-- BEGIN --
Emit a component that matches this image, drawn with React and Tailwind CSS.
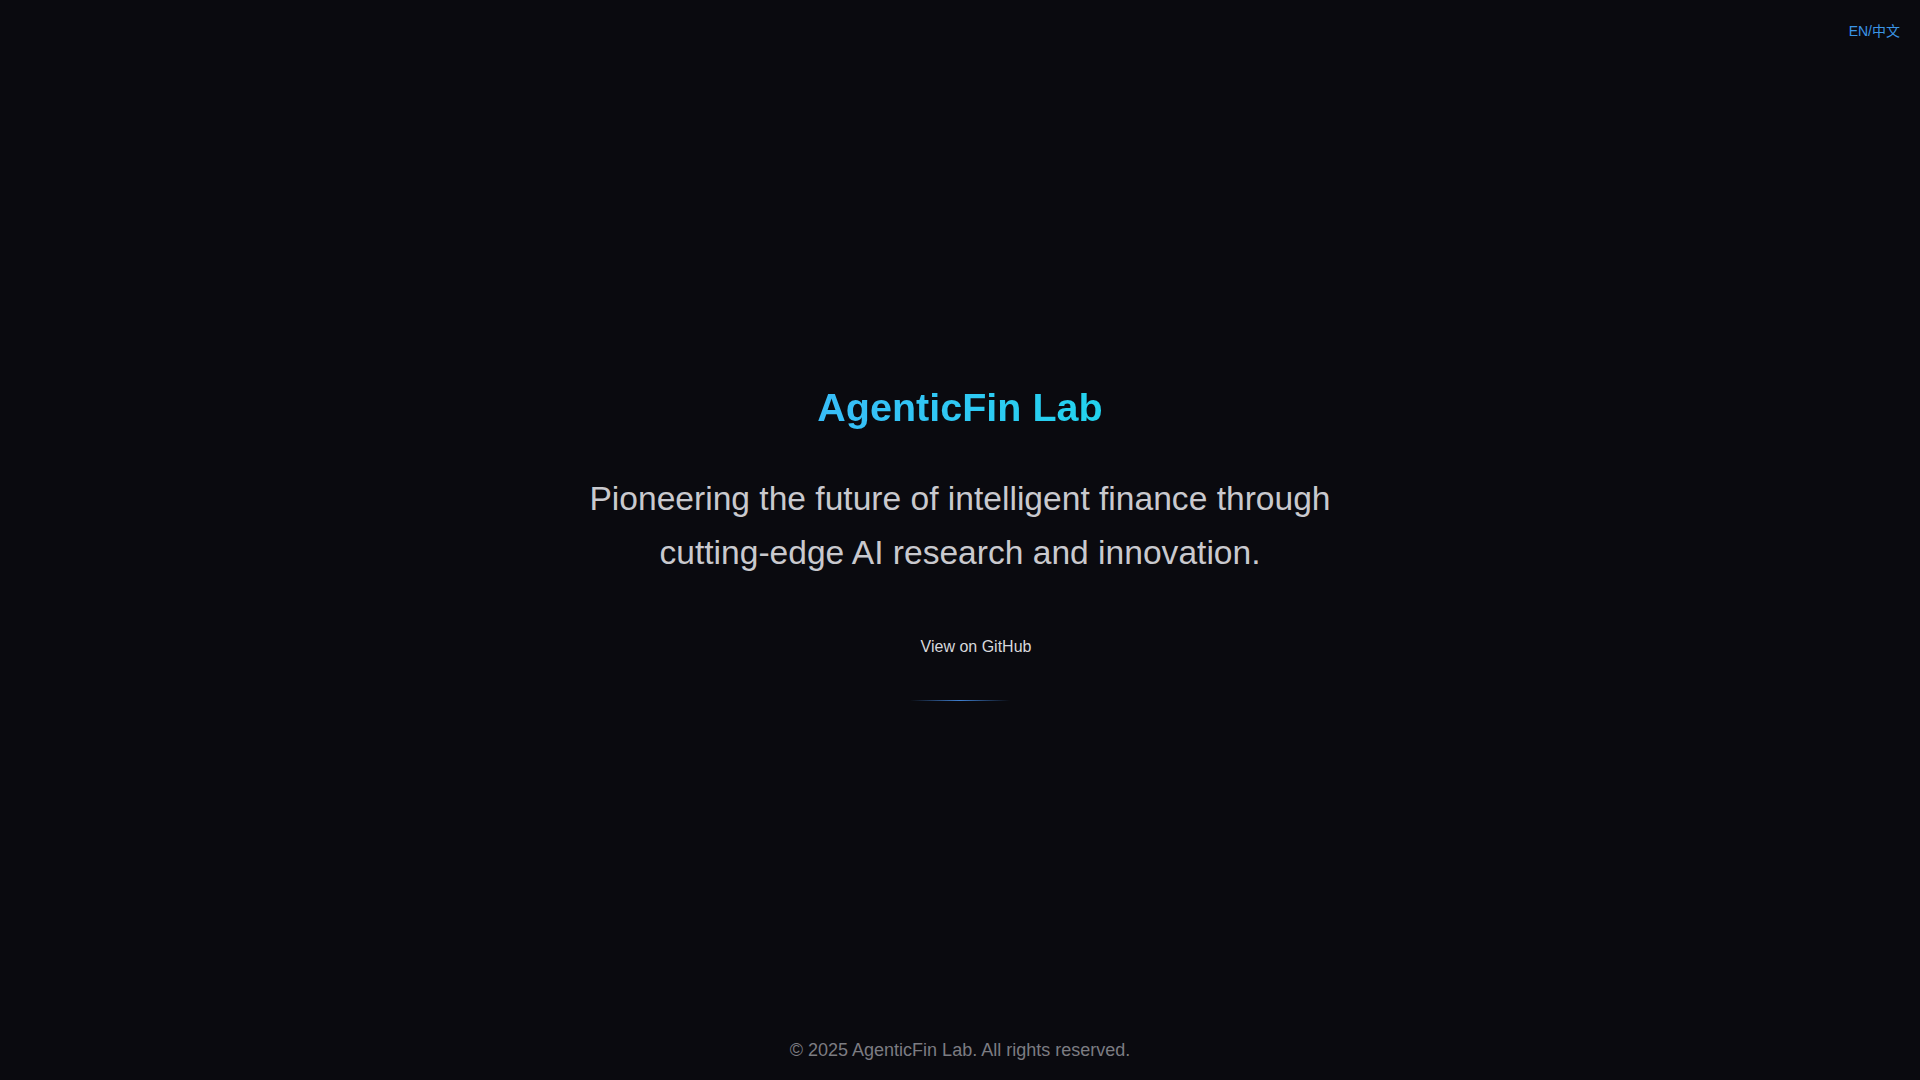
import React from 'react';

export default function App() {
  return (
    <div className="relative min-h-screen bg-[#0a0a0f] font-['Liberation_Sans',Arial,sans-serif] flex items-center justify-center">
      {/* language toggle */}
      <button className="absolute top-[21px] right-5 text-sm leading-5 text-[#3b95e6] font-['Liberation_Sans','Noto_Sans_CJK_SC',sans-serif]">
        EN/中文
      </button>

      <main className="pt-[4px] flex flex-col items-center text-center">
        <h1 className="text-[39.5px] leading-[48px] font-bold bg-linear-to-r from-[#38bdf8] to-[#22d3ee] bg-clip-text text-transparent">
          AgenticFin Lab
        </h1>
        <p className="mt-[41px] text-[33.6px] leading-[54px] text-[#c9c9ce]">
          Pioneering the future of intelligent finance through
          <br />
          cutting-edge AI research and innovation.
        </p>
        <a href="#" className="mt-[55px] flex items-center gap-2 text-base leading-6 text-[#d8d8dc]">
          <span className="w-6 h-6" />
          View on GitHub
        </a>
        <div className="mt-[41px] w-[100px] h-px bg-linear-to-r from-transparent via-[#3f7fd0] to-transparent" />
      </main>

      <footer className="absolute bottom-4 inset-x-0 text-center text-lg leading-[27px] text-[#7c7c82]">
        © 2025 AgenticFin Lab. All rights reserved.
      </footer>
    </div>
  );
}
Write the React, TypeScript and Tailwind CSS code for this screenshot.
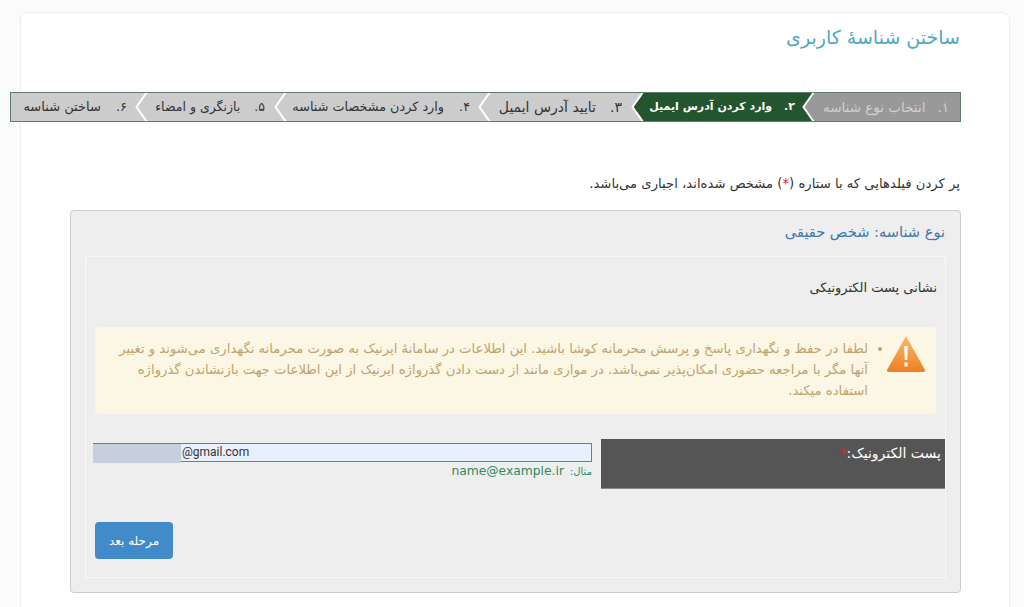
const FONT = "font-['DejaVu_Sans',sans-serif]"

const STEPS = [
  { num: '۱.', label: 'انتخاب نوع شناسه', box: 'w-[147px] pr-[11px] gap-[12px] text-[13.5px] bg-[#999999] text-[#d0d0d0]', tip: 'fill-[#999999]', z: 'z-[6]' },
  { num: '۲.', label: 'وارد کردن آدرس ایمیل', box: 'w-[171px] pr-[18px] gap-[12px] text-[11px] font-bold bg-[#23552f] text-white', tip: 'fill-[#23552f]', z: 'z-[5]' },
  { num: '۳.', label: 'تایید آدرس ایمیل', box: 'w-[153px] pr-[20px] gap-[14px] text-[14px] bg-[#cccccc] text-[#333333]', tip: 'fill-[#cccccc]', z: 'z-[4]' },
  { num: '۴.', label: 'وارد کردن مشخصات شناسه', box: 'w-[204px] pr-[19px] gap-[15px] text-[12.8px] bg-[#cccccc] text-[#333333]', tip: 'fill-[#cccccc]', z: 'z-[3]' },
  { num: '۵.', label: 'بازنگری و امضاء', box: 'w-[139px] pr-[20px] gap-[14px] text-[12.5px] bg-[#cccccc] text-[#333333]', tip: 'fill-[#cccccc]', z: 'z-[2]' },
  { num: '۶.', label: 'ساختن شناسه', box: 'w-[135px] pr-[19px] gap-[15px] text-[13px] bg-[#cccccc] text-[#333333]', tip: '', z: 'z-[1]' },
]

function StepTip({ fill }: { fill: string }) {
  return (
    <svg width="13" height="28" viewBox="0 0 13 28" className="absolute top-0 -left-[11px]">
      <path d="M13 0 L2 14 L13 28 Z" className={fill} />
      <path d="M12 -1 L1.5 14 L12 29" fill="none" stroke="#fff" strokeWidth="2" />
    </svg>
  )
}

function WarningIcon() {
  return (
    <svg width="40" height="38" viewBox="0 0 40 38" className="shrink-0">
      <defs>
        <linearGradient id="warn" x1="0" y1="0" x2="0" y2="1">
          <stop offset="0" stopColor="#f9b96e" />
          <stop offset="1" stopColor="#ee7f22" />
        </linearGradient>
      </defs>
      <path d="M20 1 L39 35 Q39.5 37 37.5 37 L2.5 37 Q0.5 37 1 35 Z" fill="url(#warn)" />
      <path d="M18.2 11 L21.8 11 L21.2 25 L18.8 25 Z" fill="#fff" />
      <rect x="18.4" y="27.5" width="3.2" height="3.8" fill="#fff" />
    </svg>
  )
}

export default function App() {
  return (
    <div dir="rtl" className={`h-[607px] w-[1024px] overflow-hidden bg-[#fbfbfb] pt-3 pl-5 pr-[14px] ${FONT}`}>
      <div className="h-[640px] rounded-lg border border-[#eeeeee] bg-white pr-[48px]">
        <h1 className="mt-[11px] mr-px h-[27px] text-[19px] leading-[27px] font-normal text-[#4fa9bd]">ساختن شناسهٔ کاربری</h1>

        <div className="mt-[41px] flex h-[30px] w-[951px] border border-[#5f7f68] bg-white">
          {STEPS.map(s => (
            <div key={s.num} className={`relative flex h-full shrink-0 items-center whitespace-nowrap ${s.box} ${s.z}`}>
              <span>{s.num}</span>
              <span>{s.label}</span>
              {s.tip && <StepTip fill={s.tip} />}
            </div>
          ))}
        </div>

        <p className="mt-[53px] mr-px h-[18px] text-[13.2px] leading-[18px] text-[#333333]">
          پر کردن فیلدهایی که با ستاره (<span className="text-[#e02020]">*</span>) مشخص شده‌اند، اجباری می‌باشد.
        </p>

        <div className="mt-[17px] h-[383px] w-[891px] rounded border border-[#cccccc] bg-[#eeeeee] px-[14px] pt-[12px]">
          <div className="mr-px h-[18px] text-[14.6px] leading-[18px] text-[#3d78ad]">نوع شناسه: شخص حقیقی</div>

          <div className="mt-[15px] h-[322px] border border-[#f8f8f8] pt-[22px]">
            <div className="mr-[8px] h-[18px] text-[13px] leading-[18px] text-[#333333]">نشانی پست الکترونیکی</div>

            <div className="mt-[30px] mx-[9px] flex h-[87px] items-start rounded-sm bg-[#fcf7e4] pt-[8px] pr-[10px] pl-[18px]">
              <WarningIcon />
              <div className="relative flex-1 pt-[3px] pr-[18px] text-[13.2px] leading-[21px] text-[#c2a26d]">
                <span className="absolute top-[12px] right-[4px] h-1 w-1 rounded-full bg-[#c2a26d]" />
                لطفا در حفظ و نگهداری پاسخ و پرسش محرمانه کوشا باشید. این اطلاعات در سامانهٔ ایرنیک به صورت محرمانه نگهداری می‌شوند و تغییر آنها مگر با مراجعه حضوری امکان‌پذیر نمی‌باشد. در مواری مانند از دست دادن گذرواژه ایرنیک از این اطلاعات جهت بازنشاندن گذرواژه استفاده میکند.
              </div>
            </div>

            <div className="mt-[25px] flex items-start gap-[9px]">
              <div className="h-[50px] w-[344px] shrink-0 border-b border-[#888888] bg-[#555555] pt-[5px] pr-1 text-[14px] leading-[18px] text-white">
                پست الکترونیک:<span className="text-[#e02020]">*</span>
              </div>
              <div className="w-[499px] pt-1">
                <div dir="ltr" className="flex h-[19px] border-y border-r border-[#4f86b5] bg-[#e8f0fe] font-['Roboto',sans-serif] text-[12px] leading-[17px] text-[#333333]">
                  <span className="h-[19px] w-[88px] shrink-0 bg-[#c5d0dc]" />
                  <span className="pl-px">@gmail.com</span>
                </div>
                <div className="mt-[1px] flex items-baseline gap-[6px] text-[#2f8a62]">
                  <span className="text-[10px]">مثال:</span>
                  <span className="text-[12.3px] leading-[17px]">name@example.ir</span>
                </div>
              </div>
            </div>

            <div className="mt-[33px] ml-[9px] flex justify-end">
              <button className="h-[37px] w-[78px] rounded bg-[#428bca] text-[12px] text-white">مرحله بعد</button>
            </div>
          </div>
        </div>
      </div>
    </div>
  )
}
-- END --
» The task
Set down every entry word for word, but omit the pictures.

» Result of the task
Emit a component that matches this image, drawn with React and Tailwind CSS.
import React from 'react';

export default function App() {
  return (
    <div className="relative min-h-screen bg-[#0a0a0f] font-['Liberation_Sans',Arial,sans-serif] flex items-center justify-center">
      {/* language toggle */}
      <button className="absolute top-[21px] right-5 text-sm leading-5 text-[#3b95e6] font-['Liberation_Sans','Noto_Sans_CJK_SC',sans-serif]">
        EN/中文
      </button>

      <main className="pt-[4px] flex flex-col items-center text-center">
        <h1 className="text-[39.5px] leading-[48px] font-bold bg-linear-to-r from-[#38bdf8] to-[#22d3ee] bg-clip-text text-transparent">
          AgenticFin Lab
        </h1>
        <p className="mt-[41px] text-[33.6px] leading-[54px] text-[#c9c9ce]">
          Pioneering the future of intelligent finance through
          <br />
          cutting-edge AI research and innovation.
        </p>
        <a href="#" className="mt-[55px] flex items-center gap-2 text-base leading-6 text-[#d8d8dc]">
          <span className="w-6 h-6" />
          View on GitHub
        </a>
        <div className="mt-[41px] w-[100px] h-px bg-linear-to-r from-transparent via-[#3f7fd0] to-transparent" />
      </main>

      <footer className="absolute bottom-4 inset-x-0 text-center text-lg leading-[27px] text-[#7c7c82]">
        © 2025 AgenticFin Lab. All rights reserved.
      </footer>
    </div>
  );
}
Write the React, TypeScript and Tailwind CSS code for this screenshot.
const FONT = "font-['DejaVu_Sans',sans-serif]"

const STEPS = [
  { num: '۱.', label: 'انتخاب نوع شناسه', box: 'w-[147px] pr-[11px] gap-[12px] text-[13.5px] bg-[#999999] text-[#d0d0d0]', tip: 'fill-[#999999]', z: 'z-[6]' },
  { num: '۲.', label: 'وارد کردن آدرس ایمیل', box: 'w-[171px] pr-[18px] gap-[12px] text-[11px] font-bold bg-[#23552f] text-white', tip: 'fill-[#23552f]', z: 'z-[5]' },
  { num: '۳.', label: 'تایید آدرس ایمیل', box: 'w-[153px] pr-[20px] gap-[14px] text-[14px] bg-[#cccccc] text-[#333333]', tip: 'fill-[#cccccc]', z: 'z-[4]' },
  { num: '۴.', label: 'وارد کردن مشخصات شناسه', box: 'w-[204px] pr-[19px] gap-[15px] text-[12.8px] bg-[#cccccc] text-[#333333]', tip: 'fill-[#cccccc]', z: 'z-[3]' },
  { num: '۵.', label: 'بازنگری و امضاء', box: 'w-[139px] pr-[20px] gap-[14px] text-[12.5px] bg-[#cccccc] text-[#333333]', tip: 'fill-[#cccccc]', z: 'z-[2]' },
  { num: '۶.', label: 'ساختن شناسه', box: 'w-[135px] pr-[19px] gap-[15px] text-[13px] bg-[#cccccc] text-[#333333]', tip: '', z: 'z-[1]' },
]

function StepTip({ fill }: { fill: string }) {
  return (
    <svg width="13" height="28" viewBox="0 0 13 28" className="absolute top-0 -left-[11px]">
      <path d="M13 0 L2 14 L13 28 Z" className={fill} />
      <path d="M12 -1 L1.5 14 L12 29" fill="none" stroke="#fff" strokeWidth="2" />
    </svg>
  )
}

function WarningIcon() {
  return (
    <svg width="40" height="38" viewBox="0 0 40 38" className="shrink-0">
      <defs>
        <linearGradient id="warn" x1="0" y1="0" x2="0" y2="1">
          <stop offset="0" stopColor="#f9b96e" />
          <stop offset="1" stopColor="#ee7f22" />
        </linearGradient>
      </defs>
      <path d="M20 1 L39 35 Q39.5 37 37.5 37 L2.5 37 Q0.5 37 1 35 Z" fill="url(#warn)" />
      <path d="M18.2 11 L21.8 11 L21.2 25 L18.8 25 Z" fill="#fff" />
      <rect x="18.4" y="27.5" width="3.2" height="3.8" fill="#fff" />
    </svg>
  )
}

export default function App() {
  return (
    <div dir="rtl" className={`h-[607px] w-[1024px] overflow-hidden bg-[#fbfbfb] pt-3 pl-5 pr-[14px] ${FONT}`}>
      <div className="h-[640px] rounded-lg border border-[#eeeeee] bg-white pr-[48px]">
        <h1 className="mt-[11px] mr-px h-[27px] text-[19px] leading-[27px] font-normal text-[#4fa9bd]">ساختن شناسهٔ کاربری</h1>

        <div className="mt-[41px] flex h-[30px] w-[951px] border border-[#5f7f68] bg-white">
          {STEPS.map(s => (
            <div key={s.num} className={`relative flex h-full shrink-0 items-center whitespace-nowrap ${s.box} ${s.z}`}>
              <span>{s.num}</span>
              <span>{s.label}</span>
              {s.tip && <StepTip fill={s.tip} />}
            </div>
          ))}
        </div>

        <p className="mt-[53px] mr-px h-[18px] text-[13.2px] leading-[18px] text-[#333333]">
          پر کردن فیلدهایی که با ستاره (<span className="text-[#e02020]">*</span>) مشخص شده‌اند، اجباری می‌باشد.
        </p>

        <div className="mt-[17px] h-[383px] w-[891px] rounded border border-[#cccccc] bg-[#eeeeee] px-[14px] pt-[12px]">
          <div className="mr-px h-[18px] text-[14.6px] leading-[18px] text-[#3d78ad]">نوع شناسه: شخص حقیقی</div>

          <div className="mt-[15px] h-[322px] border border-[#f8f8f8] pt-[22px]">
            <div className="mr-[8px] h-[18px] text-[13px] leading-[18px] text-[#333333]">نشانی پست الکترونیکی</div>

            <div className="mt-[30px] mx-[9px] flex h-[87px] items-start rounded-sm bg-[#fcf7e4] pt-[8px] pr-[10px] pl-[18px]">
              <WarningIcon />
              <div className="relative flex-1 pt-[3px] pr-[18px] text-[13.2px] leading-[21px] text-[#c2a26d]">
                <span className="absolute top-[12px] right-[4px] h-1 w-1 rounded-full bg-[#c2a26d]" />
                لطفا در حفظ و نگهداری پاسخ و پرسش محرمانه کوشا باشید. این اطلاعات در سامانهٔ ایرنیک به صورت محرمانه نگهداری می‌شوند و تغییر آنها مگر با مراجعه حضوری امکان‌پذیر نمی‌باشد. در مواری مانند از دست دادن گذرواژه ایرنیک از این اطلاعات جهت بازنشاندن گذرواژه استفاده میکند.
              </div>
            </div>

            <div className="mt-[25px] flex items-start gap-[9px]">
              <div className="h-[50px] w-[344px] shrink-0 border-b border-[#888888] bg-[#555555] pt-[5px] pr-1 text-[14px] leading-[18px] text-white">
                پست الکترونیک:<span className="text-[#e02020]">*</span>
              </div>
              <div className="w-[499px] pt-1">
                <div dir="ltr" className="flex h-[19px] border-y border-r border-[#4f86b5] bg-[#e8f0fe] font-['Roboto',sans-serif] text-[12px] leading-[17px] text-[#333333]">
                  <span className="h-[19px] w-[88px] shrink-0 bg-[#c5d0dc]" />
                  <span className="pl-px">@gmail.com</span>
                </div>
                <div className="mt-[1px] flex items-baseline gap-[6px] text-[#2f8a62]">
                  <span className="text-[10px]">مثال:</span>
                  <span className="text-[12.3px] leading-[17px]">name@example.ir</span>
                </div>
              </div>
            </div>

            <div className="mt-[33px] ml-[9px] flex justify-end">
              <button className="h-[37px] w-[78px] rounded bg-[#428bca] text-[12px] text-white">مرحله بعد</button>
            </div>
          </div>
        </div>
      </div>
    </div>
  )
}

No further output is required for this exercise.